A key aspect of laboratory design and layout – and cost – is ventilation, the number of times the conditioned air in a room is replaced with exterior air, typically expressed as the number of air changes per hour (ACH).
[Air conditioned via an HVAC system that has been thermally adjusted to provide temperature and humidity comfort no matter what the season.]
Recommended air exchange rates are typically presented as a range rather than a specific number because the mathematical calculations that produce them are based upon a variety of factors, such as unique concentrations of unhealthy substances [carbon dioxide, carbon monoxide, allergens, etc.] in a defined space, season of the year, outdoor air quality, and regional climate.
Impact of lab hoods
According to Labs21®(sponsored by U.S. EPA and Dept. of Energy), the recommended exchange range for a lab is 6-10 ACH, which is significantly greater than the typical air exchange rate of ~1 ACH for a typical office.
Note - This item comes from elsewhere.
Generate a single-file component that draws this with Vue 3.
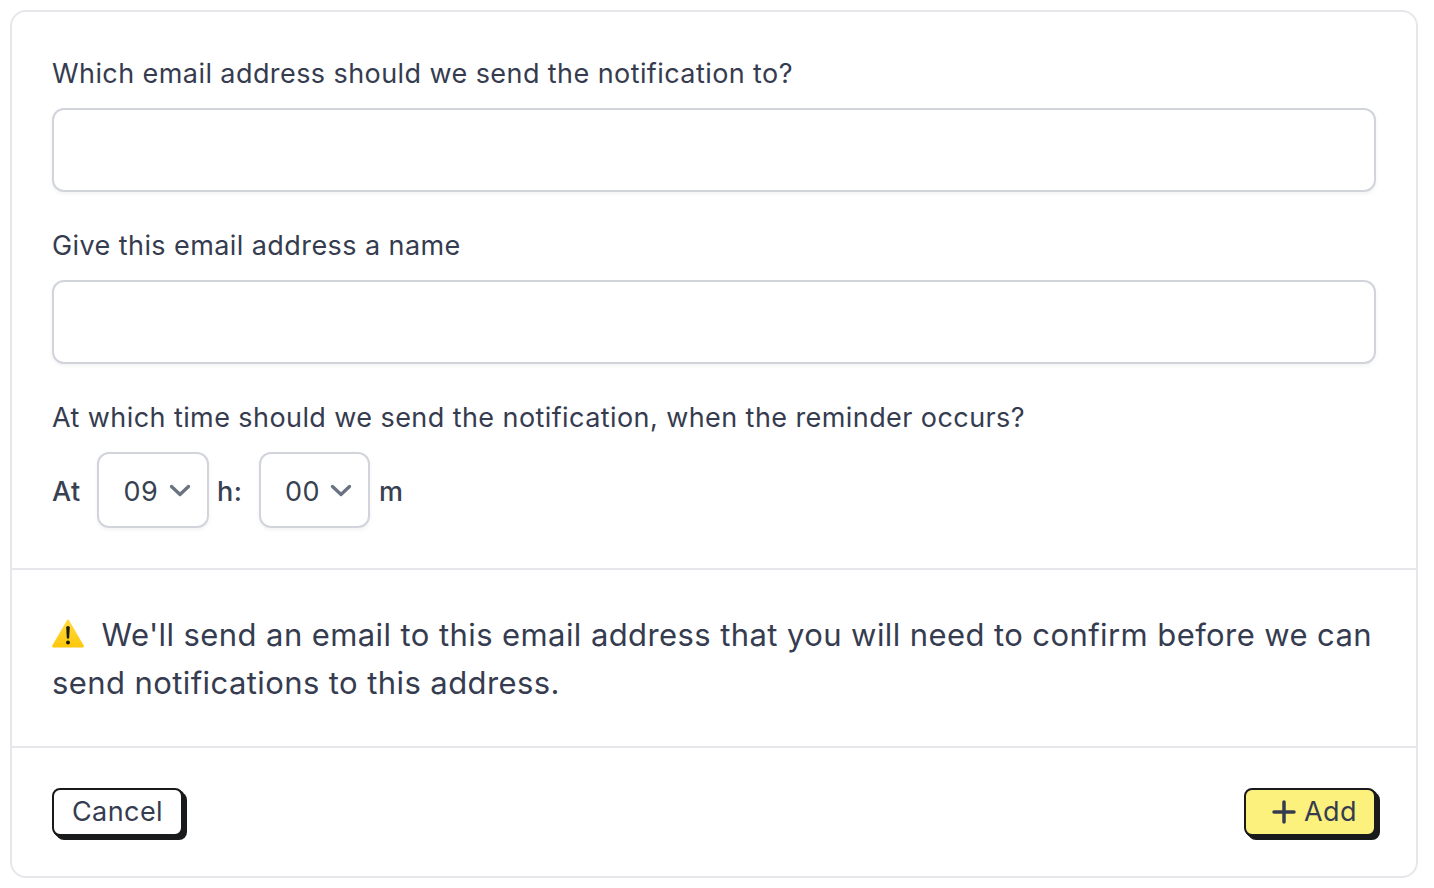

Ventilation requirements for lab hoods play a large role in sizing HVAC systems that perform air exchanges for laboratories.
Over-sizing an HVAC system is an expensive proposition
The cost of an over-sized HVAC system goes beyond its initial price and affects the overall efficiency of the system because oversized air conditioners run for shorter periods of time than those engineered for optimum operation.
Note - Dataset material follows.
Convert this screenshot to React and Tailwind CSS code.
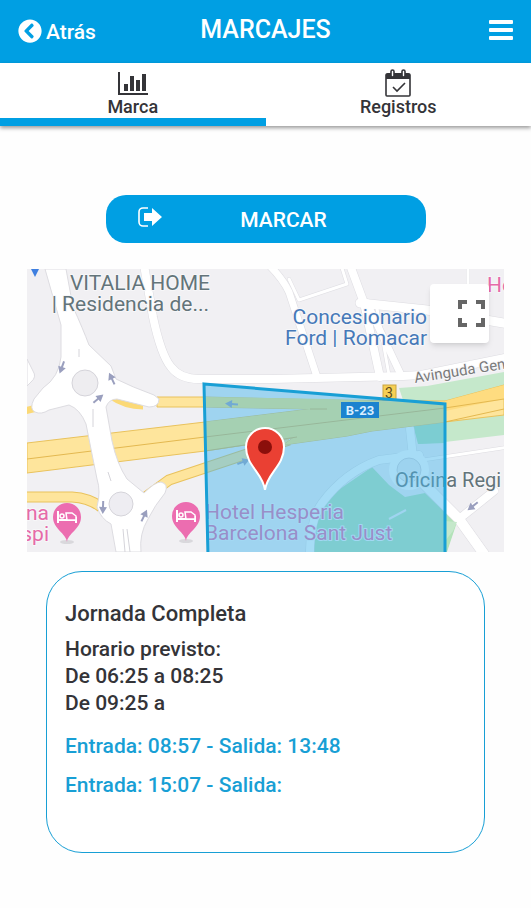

In an HVAC sizing guide, Energystar.gov says the efficiency of air conditioners is low when they first start and increases gradually, reaching peak efficiency in about 10 minutes.
A too-big system that operates in short cycles never reaches peak efficiency; some areas in the building may be too cool, others too warm.
To worsen matters, the over-sized system may not operate in cycles long enough to remove humidity. Owners of over-sized HVAC systems may find themselves investing in additional equipment, such as room dehumidifiers and space heaters, to attempt to make work areas more comfortable for workers. Energy costs go up.
Choosing appropriate hood types, being cognizant of the ventilation demand of lab hoods, and right-sizing the HVAC system can help keep operating costs in check.
Differences in laboratory hood engineered airflow
Most labs can be optionally equipped with hoods that have differing ventilation requirements (i.e., ducted to a building’s exterior venting system or ductless) but nonetheless maintain the proper airflow and filtration standards required for specific applications.
Some applications may require hoods with dedicated access to the building’s exterior venting system. Ducted hoods of this type typically draw in conditioned room air and exhaust that air into ventilation ducts, creating a need for replacement air (sometimes referred to as make-up air) that has been conditioned by the HVAC system.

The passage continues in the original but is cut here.